I wonder if a combination of scientific naturalism and post-modern cynicism is what's tipped things.

First, we fell in love with science. Fair play too, she's a total babe. And the technological devices she gave birth to are as alluring as she and even more accessible. Science-derived tech has successfully increased human power over over reality at an astounding rate. As the ever eloquent Richard Dawkins put it "it works, bitches". And so, when she speaks, we listen. She has become the arbiter of any truth claim. If you want to know if something is true or not - and a quick google won't suffice - you consult 'science'. It's a given.

Simultaneously, postmodernism's influence has pulled the authority out of any and all truth structures that sit outside of science. Stories, truths and interpretations of data - they're all power grabs that oppress those who come up against them. See the patriarchy and Victorian sexual mores as cases in point.

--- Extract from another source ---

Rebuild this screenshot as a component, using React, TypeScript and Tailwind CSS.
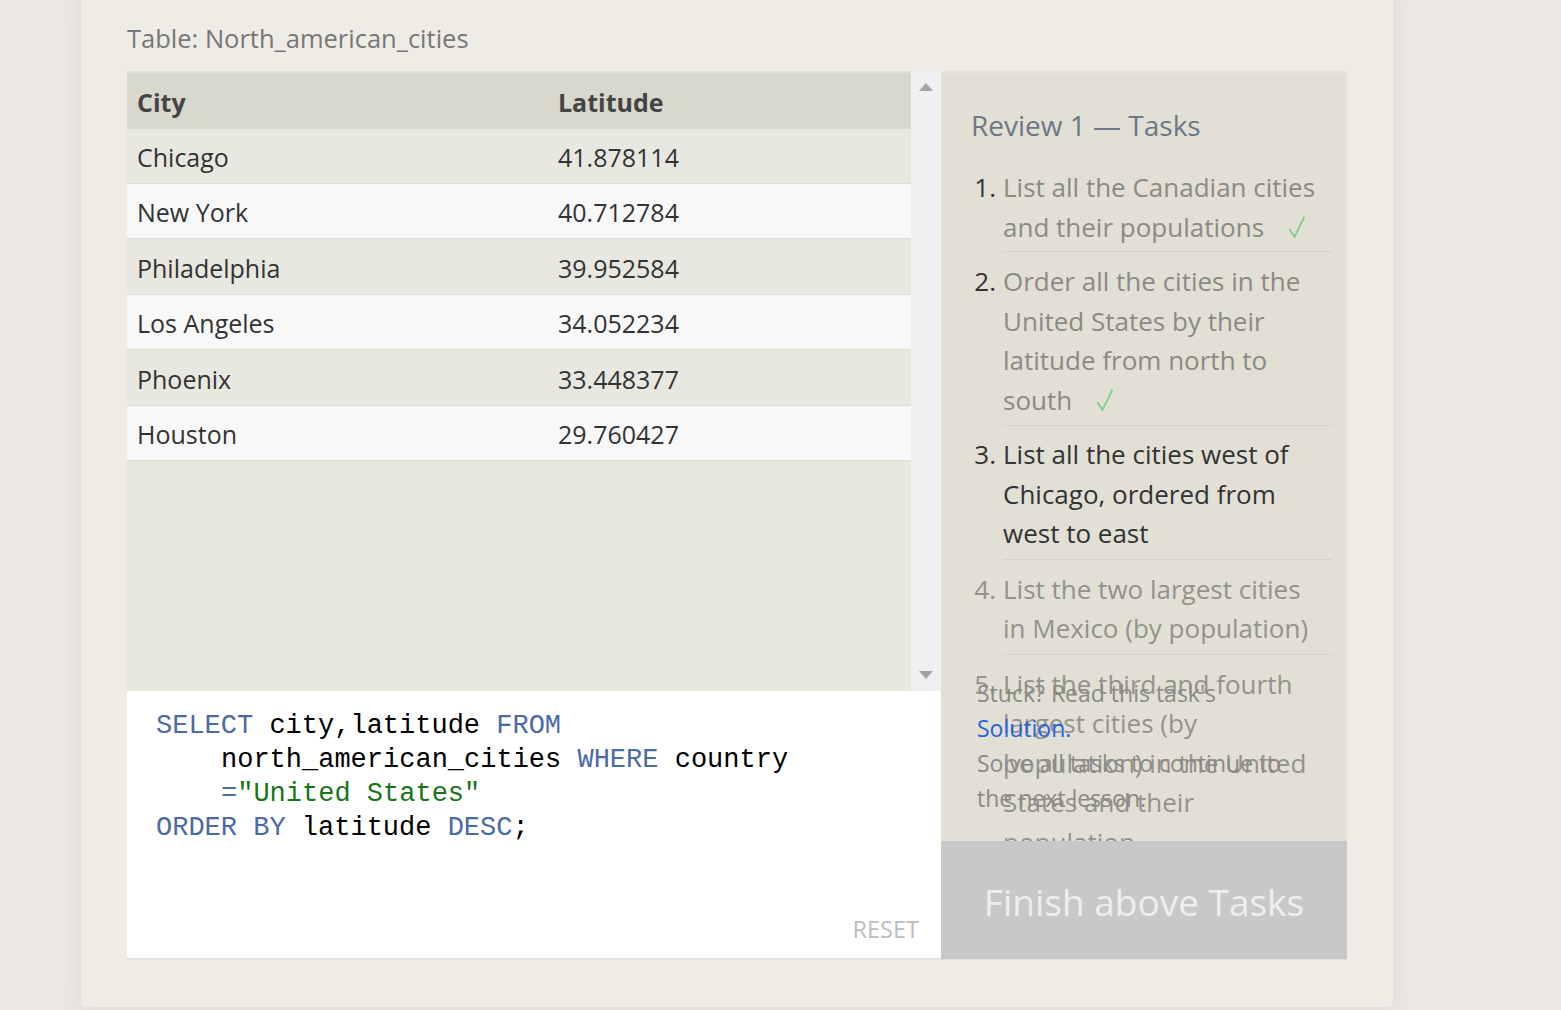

Which means that when we come to discuss issues that aren't questions of science but of morality, we struggle. Well, we struggle if we find that someone has a different value set to what we do. Or even the same value set but a different context that means we understand and implement them differently.

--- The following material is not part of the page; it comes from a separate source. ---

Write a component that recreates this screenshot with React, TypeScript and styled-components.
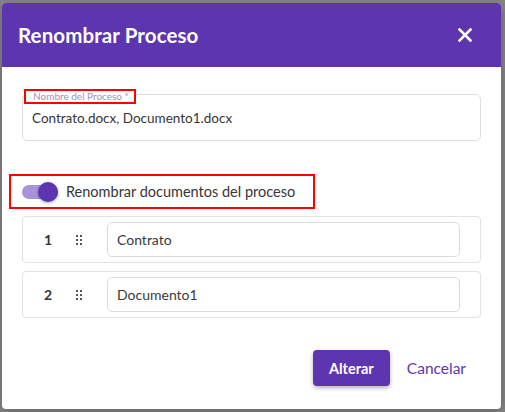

At this point, we have no recourse. Science does not help us (which doesn't stop us from claiming that its results support our side of the debate) and neither will the insights of philosophy or religion, tainted as they are by the power that their proponents are simply seeking to maintain.

Which leaves us in a difficult place in terms of public debate. We need to discuss our values and where we've got them from. But we don't seem to do that much. We don't go there. I've never heard someone discuss where the idea of the right to define yourself comes from, and why we should have it.

For some reason, we don't seem want to discuss the differences in values that underlie the differences of opinion. Those are off-limits.

Which leaves Pauline Hanson's famous catch phrase "I don't like it" being as coherent an argument as any.